To deliver the water a system of ditches and flumes dropped in elevation, speeding up the stream to a powerful strength. Water companies were formed and, like the merchants and shippers who supplied the gold fields with tools and supplies, owners of water companies became wealthy. More than a few of the companies acquired mining properties when large water bills couldn't be paid.
In 1866 the Central Pacific Railroad used high pressure water nozzles to open cuts for laying track near Dutch Flat in Placer County. Much later high pressure water was used instead of steam shovels and suction dredges to clear the Pacific entrance of the Panama Canal.
But the foothill miners and the valley farmers were on two opposing sides when it came to using high pressure water to dig for gold in the foothills.
Downstream from the enthusiastic mining companies and their giant Monitor water nozzles, the farmers were getting buried. Between 1849 and 1909, 685 million cubic feet of mining debris was dumped into the Yuba River. Marysville and Yuba City were clogged with mud and gravel that washed downriver from the Oroville mines. By 1868 the river beds were higher than Marysville's streets, and levee building began.
In a strange twist of fate, the Monitors washing all that material down to bury the town, were made in Marysville.
Hydraulic mining debris washing down from the foothill mines amounted to eight times the soil and rock that had to be moved to build the Panama Canal. In all, 1.5 billion cubic yards of soil and rocks were blasted from the Sierra hillsides and dumped into nearby rivers.
By 1870 San Francisco capitalists owned most of the hydraulic mining claims. They built 100 miles of ditches, installed the latest equipment, and worked 'round the clock. A tidal wave of mining debris buried fences downstream and choked fruit trees. A peach farmer, A.J. Crum, joined other farmers in a lawsuit against Spring Valley Mine. A jury ruled against the farmers, knowing full well that a season's gold output from hydraulic mining was worth more than the farmers' crops and the farm land itself.
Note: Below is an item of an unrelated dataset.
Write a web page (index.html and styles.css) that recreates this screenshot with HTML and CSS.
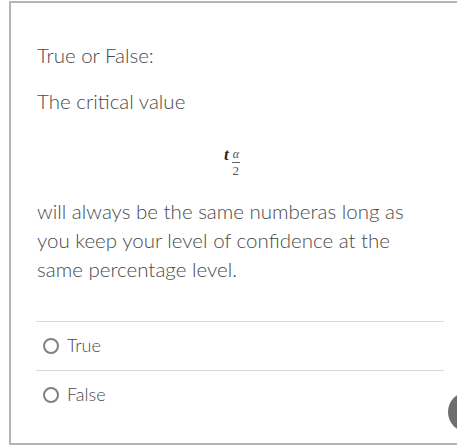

"Much of it escaped from the mountains altogether," reads an early 1900s report looking back on hydraulic mining debris in the Sierra Nevada. Called "tailings" or "slickens" what the miners were washing into the mountain rivers was somewhere between sand and gravel, with a few occasional boulders thrown in. This debris "found eventual lodgement in the Great Valley of California or in the tidal waters of San Francisco Bay."
In September, 1882, Edwards Woodruff, a Marysville property owner, filed suit against the North Bloomfield Mine and all other mines along the Yuba, asking for a perpetual injunction against dumping mining debris into rivers.
It was 1883 when Judge Lorenzo Sawyer, in a San Francisco courtroom, began to read his decision in the case. Sawyer had made several personal inspection trips up the rivers, across farms, and up to the mines. Three-and-a-half hours after he began reading, Judge Sawyer completed his 225 page ruling.
Hydraulic mining was at an end in California. Forever.
"The mining counties received the news as they would have a death sentence," Robert Kelley writes in his book Gold vs. Grain. "Smartville was sunk in gloom; Grass Valley reported a general feeling of profound sorrow; in Nevada City there was universal dissatisfaction and regret."
It was, perhaps, the first environmental victory won in California.